Keen-eyed CCTV operators spot drug dealers near seafront leisure centre

Jordan McMichael and Travan Deighton pictured outside Hull Crown Court
-Credit: (Image: Hull Live)

Police caught three young drug dealers, who had been selling either cocaine or heroin, after eagle-eyed CCTV operators spotted suspicious activity in the Bridlington seafront area.

Officers quickly detained the suspects after they were seen in the Leisure World area of the resort and they were all found to have been involved in drug dealing. They claimed that they were ordered to sell drugs by others further up the supply chain.

One of them had a drug addiction that cost him between £300 and £1,000 a day, Hull Crown Court heard.


Jordan McMichael, 24, of Bransholme, Hull, admitted being concerned in supplying cocaine on November 13. Travan Deighton, 18, of Holborn Approach, Leeds, and Callum Robinson, 24, of Woodhouse, Leeds, both admitted being concerned in supplying cocaine and heroin.

Cathy Kioko-Gilligan, prosecuting, said that police in Bridlington received information from CCTV operators that suspected drug dealing was going on in the seafront area near the leisure centre at 2.30pm.

McMichael, Deighton and Robinson were seen and arrested. McMichael had bags of cocaine in his trouser pocket. A mobile phone had drug dealing text messages on it, including requests to him for drugs.

Deighton was later strip searched and two small wraps of cocaine were seized.

Robinson had mobile phones, £176 cash and bagged cocaine. He told police: "It's cocaine, innit." Drug-related phone messages were found.

McMichael had convictions for five previous offences, including attempting to possess cocaine in November 2020. Deighton had no previous convictions and Robinson had convictions for 12 previous offences.

Benjamin Donnell, mitigating, said McMichael had been put under pressure to sell drugs because he had built up a drug debt. He had since kept off drugs and alcohol and he was working. He was willing to work with the probation service.

McMichael accepted street dealing cocaine but he claimed that he was not involved for very long, the court heard. He would give the proceeds of the dealing to the people he worked for under direction. He felt intimidated into doing what he did.

Jazmine Lee, representing Deighton, said that the teenager was 17 at the time of the offences. He was "on the wrong path" and he did not know where the drugs came from that he was selling. He was not in charge of the telephone drugs line.

"He knew what was going on," said Miss Lee. "He didn't know what he was getting himself into." Deighton was told to go to Bridlington with two others and he foolishly went along with it.

The court heard that Robinson was friends with McMichael and he knew him from living in Leeds. They met up in Bridlington and planned to "go out for a pint".

Robinson became involved in drug dealing because of a debt and he pleaded guilty on the basis that his drug addiction was £300 a day at its worst. He admitted during police interview, however, that he bought drugs for £300 to £1,000 a day because of his addiction. He claimed that the money found with him was mostly his own.

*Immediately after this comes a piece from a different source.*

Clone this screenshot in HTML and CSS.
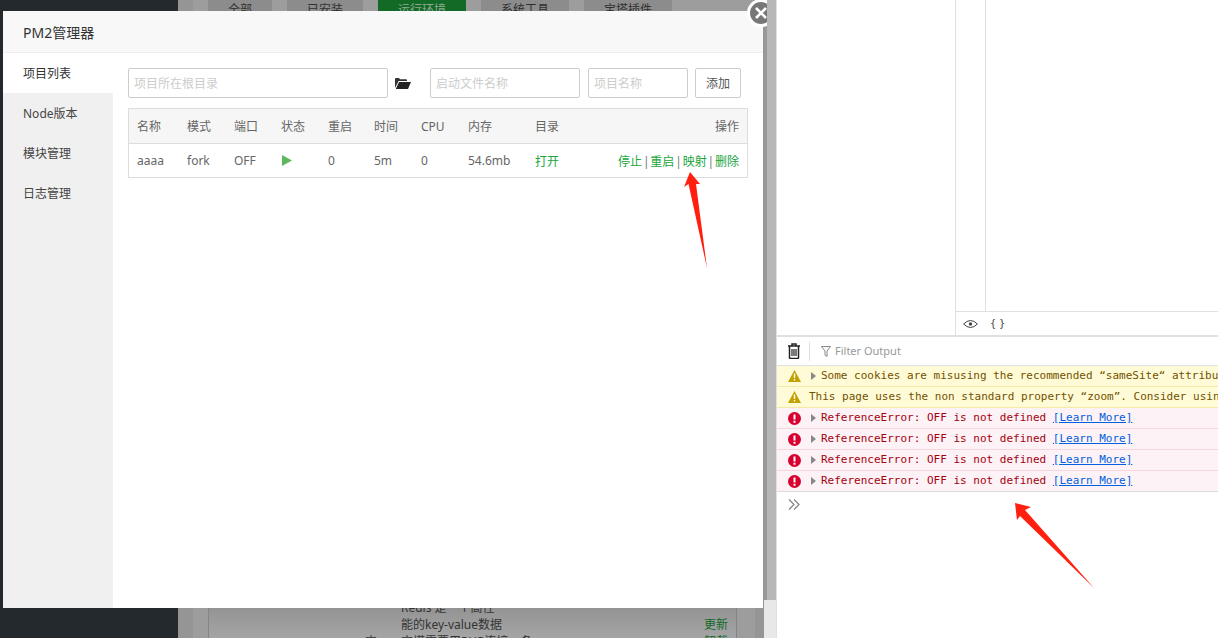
FILE: index.html
```html
<!DOCTYPE html>
<html lang="en">
<head>
    <meta charset="UTF-8">
    <title>PM2管理器</title>
    <link rel="stylesheet" href="styles.css">
</head>
<body>
    <div class="app">
        <div class="app-side"></div>
        <div class="app-main">
            <div class="main-card">
                <div class="tabs">
                    <span class="tab">全部</span>
                    <span class="tab">已安装</span>
                    <span class="tab tab-on">运行环境</span>
                    <span class="tab">系统工具</span>
                    <span class="tab">宝塔插件</span>
                </div>
                <div class="soft-list">
                    <div class="soft-row"><span class="soft-name"></span><span class="soft-desc">Redis 是一个高性</span><span class="soft-op"></span></div>
                    <div class="soft-row"><span class="soft-name"></span><span class="soft-desc">能的key-value数据</span><span class="soft-op">更新</span></div>
                    <div class="soft-row"><span class="soft-name">宝</span><span class="soft-desc">宝塔需要用PHP连接一条</span><span class="soft-op">卸载</span></div>
                </div>
            </div>
        </div>
        <div class="app-scroll"><div class="app-thumb"></div></div>

        <div class="modal">
            <div class="modal-title">PM2管理器</div>
            <a class="modal-close">
                <svg width="14" height="14" viewBox="0 0 14 14"><path d="M2 2l10 10M12 2L2 12" stroke="#fff" stroke-width="2.6" fill="none"/></svg>
            </a>
            <div class="modal-body">
                <ul class="menu">
                    <li class="menu-on">项目列表</li>
                    <li>Node版本</li>
                    <li>模块管理</li>
                    <li>日志管理</li>
                </ul>
                <div class="content">
                    <div class="add-form">
                        <input class="bt-input w-path" type="text" placeholder="项目所在根目录">
                        <svg class="folder" width="16" height="12" viewBox="0 0 16 12">
                            <path d="M0 11V2q0-1 1-1h3l1 1.2h6q1 0 1 1V4H3.6L0 11z" fill="#333"/>
                            <path d="M4 5h12l-3 7H.8z" fill="#222"/>
                        </svg>
                        <input class="bt-input w-file" type="text" placeholder="启动文件名称">
                        <input class="bt-input w-name" type="text" placeholder="项目名称">
                        <button class="bt-btn">添加</button>
                    </div>
                    <table class="pm-table">
                        <thead>
                            <tr>
                                <th class="c1">名称</th>
                                <th class="c2">模式</th>
                                <th class="c3">端口</th>
                                <th class="c4">状态</th>
                                <th class="c5">重启</th>
                                <th class="c6">时间</th>
                                <th class="c7">CPU</th>
                                <th class="c8">内存</th>
                                <th class="c9">目录</th>
                                <th class="c10">操作</th>
                            </tr>
                        </thead>
                        <tbody>
                            <tr>
                                <td>aaaa</td>
                                <td>fork</td>
                                <td>OFF</td>
                                <td><svg class="play" width="10" height="11" viewBox="0 0 10 11"><path d="M0 0l10 5.5L0 11z" fill="#5cb85c"/></svg></td>
                                <td>0</td>
                                <td>5m</td>
                                <td>0</td>
                                <td>54.6mb</td>
                                <td><a class="link">打开</a></td>
                                <td class="c10"><a class="link">停止</a><span class="sep">|</span><a class="link">重启</a><span class="sep">|</span><a class="link">映射</a><span class="sep">|</span><a class="link">删除</a></td>
                            </tr>
                        </tbody>
                    </table>
                </div>
            </div>
        </div>
    </div>

    <div class="devtools">
        <div class="dt-top">
            <div class="dt-left"></div>
            <div class="dt-source">
                <div class="dt-code"><div class="dt-gutter"></div></div>
                <div class="dt-foot">
                    <svg width="15" height="10" viewBox="0 0 15 10"><path d="M.6 5Q7.5-2 14.400 5 7.500 12 .6 5z" fill="none" stroke="#444"/><circle cx="7.500" cy="5" r="1.700" fill="#444"/></svg>
                    <span class="dt-braces">{ }</span>
                </div>
            </div>
        </div>
        <div class="console">
            <div class="con-bar">
                <svg class="con-trash" width="14" height="16" viewBox="0 0 14 16">
                    <path d="M1 3h12M5 3V1h4v2M2.500 3v11.500q0 1 1 1h7q1 0 1-1V3" fill="none" stroke="#222" stroke-width="1.500"/>
                    <path d="M5 6v7M7 6v7M9 6v7" stroke="#222" stroke-width="1.200"/>
                </svg>
                <span class="con-sep"></span>
                <svg class="con-filter" width="10" height="11" viewBox="0 0 10 11"><path d="M.5.5h9L6 5v5.500L4 9V5z" fill="none" stroke="#888"/></svg>
                <span class="con-filter-text">Filter Output</span>
            </div>
            <div class="msg msg-warn">
                <svg class="msg-icon" width="13" height="12" viewBox="0 0 13 12"><path d="M6.500 0L13 12H0z" fill="#c2a000"/><path d="M5.800 3.500h1.400v4.500H5.800zM5.800 9h1.400v1.500H5.800z" fill="#fff"/></svg>
                <span class="msg-arrow"></span>
                <span class="msg-text">Some cookies are misusing the recommended “sameSite“ attribute</span>
            </div>
            <div class="msg msg-warn">
                <svg class="msg-icon" width="13" height="12" viewBox="0 0 13 12"><path d="M6.500 0L13 12H0z" fill="#c2a000"/><path d="M5.800 3.500h1.400v4.500H5.800zM5.800 9h1.400v1.500H5.800z" fill="#fff"/></svg>
                <span class="msg-text">This page uses the non standard property “zoom”. Consider using</span>
            </div>
            <div class="msg msg-err">
                <svg class="msg-icon" width="13" height="13" viewBox="0 0 13 13"><circle cx="6.500" cy="6.500" r="6.500" fill="#d7002e"/><path d="M5.500 2.500h2v5h-2zM5.500 8.800h2v2h-2z" fill="#fff"/></svg>
                <span class="msg-arrow"></span>
                <span class="msg-text">ReferenceError: OFF is not defined <a class="msg-link">[Learn More]</a></span>
            </div>
            <div class="msg msg-err">
                <svg class="msg-icon" width="13" height="13" viewBox="0 0 13 13"><circle cx="6.500" cy="6.500" r="6.500" fill="#d7002e"/><path d="M5.500 2.500h2v5h-2zM5.500 8.800h2v2h-2z" fill="#fff"/></svg>
                <span class="msg-arrow"></span>
                <span class="msg-text">ReferenceError: OFF is not defined <a class="msg-link">[Learn More]</a></span>
            </div>
            <div class="msg msg-err">
                <svg class="msg-icon" width="13" height="13" viewBox="0 0 13 13"><circle cx="6.500" cy="6.500" r="6.500" fill="#d7002e"/><path d="M5.500 2.500h2v5h-2zM5.500 8.800h2v2h-2z" fill="#fff"/></svg>
                <span class="msg-arrow"></span>
                <span class="msg-text">ReferenceError: OFF is not defined <a class="msg-link">[Learn More]</a></span>
            </div>
            <div class="msg msg-err msg-last">
                <svg class="msg-icon" width="13" height="13" viewBox="0 0 13 13"><circle cx="6.500" cy="6.500" r="6.500" fill="#d7002e"/><path d="M5.500 2.500h2v5h-2zM5.500 8.800h2v2h-2z" fill="#fff"/></svg>
                <span class="msg-arrow"></span>
                <span class="msg-text">ReferenceError: OFF is not defined <a class="msg-link">[Learn More]</a></span>
            </div>
            <div class="con-prompt">
                <svg width="12" height="11" viewBox="0 0 12 11"><path d="M1 .5l5 5-5 5M6 .5l5 5-5 5" fill="none" stroke="#888" stroke-width="1.300"/></svg>
            </div>
        </div>
    </div>

    <!-- red arrows drawn on top of the shot -->
    <svg class="arrow arrow-one" width="30" height="100" viewBox="680 170 30 100"><path d="M690 172L700 184 696 184 707 268 688.500 184 684 187z" fill="#ff2010"/></svg>
    <svg class="arrow arrow-two" width="84" height="90" viewBox="1012 500 84 90"><path d="M1015 503L1031 507 1025 510 1094 588 1020 516 1017 520z" fill="#ff2010"/></svg>
</body>
</html>
```

FILE: styles.css
```css
* {
    box-sizing: border-box;
}

body {
    margin: 0;
    height: 638px;
    display: flex;
    overflow: hidden;
    background-color: #fff;
    font-family: "Noto Sans", "Noto Sans CJK SC", sans-serif;
    font-size: 12px;
    color: #666;
}

/* dimmed page behind the dialog */
.app {
    position: relative;
    width: 776px;
    display: flex;
    flex-shrink: 0;
}

.app-side {
    width: 178px;
    background-color: #24292e;
}

.app-main {
    width: 586px;
    padding: 0 9px 0 15px;
    overflow: hidden;
    background-color: #959595;
}

.main-card {
    height: 100%;
    padding: 0 18px 0 15px;
    display: flex;
    flex-direction: column;
    justify-content: space-between;
    background-color: #9d9d9d;
}

.tabs {
    display: flex;
    gap: 15px;
    margin-top: -5px;
}

.tab {
    height: 30px;
    padding: 0 20px;
    line-height: 30px;
    background-color: #8c8c8c;
    color: #2f2f2f;
}

.tab-on {
    background-color: #136a27;
    color: #8fa894;
}

.soft-list {
    margin-bottom: -12px;
    padding: 0 8px 0 0;
    border-left: 1px solid #858585;
    border-right: 1px solid #858585;
    background: linear-gradient(#8e8e8e, #acacac);
    color: #333;
}

.soft-row {
    height: 17px;
    line-height: 17px;
    display: flex;
}

.soft-name {
    width: 192px;
    text-align: right;
    padding-right: 24px;
    flex-shrink: 0;
}

.soft-desc {
    flex: 1;
}

.soft-op {
    color: #126a2a;
}

.app-scroll {
    width: 12px;
    background: #e8e8e8 linear-gradient(#999, #999) 0 0 / 3px 600px no-repeat;
}

.app-thumb {
    position: relative;
    z-index: 3;
    width: 9px;
    height: 600px;
    margin-left: 3px;
    background-color: #b7b7b7;
}

/* dialog */
.modal {
    position: absolute;
    z-index: 2;
    left: 3px;
    top: 11px;
    width: 760px;
    height: 597px;
    display: flex;
    flex-direction: column;
    background-color: #fff;
}

.modal-title {
    height: 42px;
    padding-left: 20px;
    line-height: 44px;
    font-size: 14px;
    color: #333;
    background-color: #f8f8f8;
    border-bottom: 1px solid #eee;
}

.modal-close {
    position: absolute;
    left: 744px;
    top: -12px;
    width: 28px;
    height: 28px;
    display: flex;
    align-items: center;
    justify-content: center;
    border: 3px solid #fff;
    border-radius: 50%;
    background-color: #777;
}

.modal-body {
    flex: 1;
    display: flex;
}

.menu {
    width: 110px;
    margin: 0;
    padding: 0;
    list-style: none;
    background-color: #f0f0f0;
}

.menu li {
    height: 40px;
    padding-left: 20px;
    line-height: 42px;
    color: #444;
}

.menu .menu-on {
    background-color: #fff;
    color: #333;
}

.content {
    flex: 1;
    padding: 15px 15px 0;
}

.add-form {
    display: flex;
    align-items: center;
    height: 30px;
    margin-bottom: 10px;
}

.bt-input {
    height: 30px;
    padding: 0 5px;
    border: 1px solid #ccc;
    border-radius: 2px;
    outline: none;
    font: inherit;
}

.bt-input::placeholder {
    color: #ccc;
}

.w-path {
    width: 260px;
}

.folder {
    margin: 0 19px 0 7px;
}

.w-file {
    width: 150px;
    margin-right: 8px;
}

.w-name {
    width: 100px;
    margin-right: 7px;
}

.bt-btn {
    width: 46px;
    height: 30px;
    padding: 0;
    border: 1px solid #ccc;
    border-radius: 2px;
    background-color: #fff;
    font: inherit;
    color: #555;
}

.pm-table {
    width: 620px;
    table-layout: fixed;
    border-collapse: collapse;
    border: 1px solid #ddd;
}

.pm-table th,
.pm-table td {
    padding: 0 8px;
    font-weight: normal;
    text-align: left;
}

.pm-table th {
    height: 35px;
    background-color: #f6f6f6;
    border-bottom: 1px solid #ddd;
}

.pm-table td {
    height: 34px;
}

.c1 { width: 50.5px; }
.c2 { width: 47px; }
.c3 { width: 47px; }
.c4 { width: 47px; }
.c5 { width: 46px; }
.c6 { width: 47px; }
.c7 { width: 47px; }
.c8 { width: 67px; }
.c9 { width: 60px; }

.pm-table .c10 {
    text-align: right;
    white-space: nowrap;
}

.link {
    color: #20a53a;
}

.sep {
    display: inline-block;
    width: 8.3px;
    text-align: center;
    color: #777;
}

.play {
    display: block;
    margin-left: 1px;
}

/* browser dev tools */
.devtools {
    flex: 1;
    min-width: 0;
    display: flex;
    flex-direction: column;
    border-left: 1px solid #e0e0e0;
}

.dt-top {
    height: 335px;
    display: flex;
}

.dt-left {
    width: 178px;
}

.dt-source {
    flex: 1;
    display: flex;
    flex-direction: column;
    border-left: 1px solid #e0e0e0;
}

.dt-code {
    flex: 1;
}

.dt-gutter {
    width: 30px;
    height: 100%;
    border-right: 1px solid #e0e0e0;
}

.dt-foot {
    height: 24px;
    display: flex;
    align-items: center;
    gap: 13px;
    padding-left: 7px;
    border-top: 1px solid #e0e0e0;
}

.dt-braces {
    margin-bottom: 2px;
    font-size: 11px;
    word-spacing: 2px;
    color: #444;
}

.console {
    flex: 1;
    border-top: 2px solid #e0e0e0;
}

.con-bar {
    height: 29px;
    display: flex;
    align-items: center;
    padding-left: 10px;
    border-bottom: 1px solid #e0e0e0;
}

.con-sep {
    width: 1px;
    height: 19px;
    margin: 0 11px 0 8px;
    background-color: #e0e0e0;
}

.con-filter-text {
    margin-left: 4px;
    margin-bottom: 2px;
    font-size: 11px;
    color: #999;
}

.msg {
    height: 21px;
    display: flex;
    align-items: center;
    padding-left: 11px;
    overflow: hidden;
    white-space: nowrap;
    font-family: "DejaVu Sans Mono", monospace;
    font-size: 11px;
}

.msg-warn {
    background-color: #fffbd6;
    border-bottom: 1px solid #f5e9a8;
    color: #715100;
}

.msg-err {
    background-color: #fdf2f5;
    border-bottom: 1px solid #f6d5dd;
    color: #a4000f;
}

.msg-last {
    border-bottom-color: #ddd;
}

.msg-icon {
    flex-shrink: 0;
    margin-right: 8px;
}

.msg-text {
    margin-bottom: 2px;
}

.msg-arrow {
    flex-shrink: 0;
    width: 0;
    height: 0;
    margin-right: 5px;
    margin-left: 2px;
    border-left: 5px solid #888;
    border-top: 4px solid transparent;
    border-bottom: 4px solid transparent;
}

.msg-link {
    color: #0060df;
    text-decoration: underline;
}

.con-prompt {
    padding: 7px 0 0 11px;
}

.con-prompt svg {
    display: block;
}

/* annotations */
.arrow {
    position: absolute;
    z-index: 5;
    pointer-events: none;
}

.arrow-one {
    left: 680px;
    top: 170px;
}

.arrow-two {
    left: 1012px;
    top: 500px;
}
```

Judge Tahir Khan KC said: "You three went to Bridlington in order to deal drugs on behalf of others who were much more sophisticated and involved in drug dealing than you were.

"You were acting on the instructions of others, who preyed on you young men and made you do bad things, namely dealing in drugs that you probably would never have entertained but for the influence of other more sophisticated offenders.

"Anybody who involves themselves in Class A drug dealing must expect to receive a custodial sentence of some sort, whether it's immediate or suspended. There is no doubt that this type of offending causes misery for people."

Judge Khan told McMichael: "You acted under direction. You were frightened about the consequences of not being involved and not doing what you were told. You and your family were threatened."

McMichael, formerly of Holyrood Avenue, Bridlington, was given a two-year suspended prison sentence, 200 hours' unpaid work, 10 days' rehabilitation and a 120-day monitoring order.

Deighton was given a 15-month suspended custodial sentence, 200 hours' unpaid work and 10 days' rehabilitation. Robinson, who was in custody on remand, was given a two-year suspended prison sentence, six months' drug rehabilitation and 15 days' rehabilitation.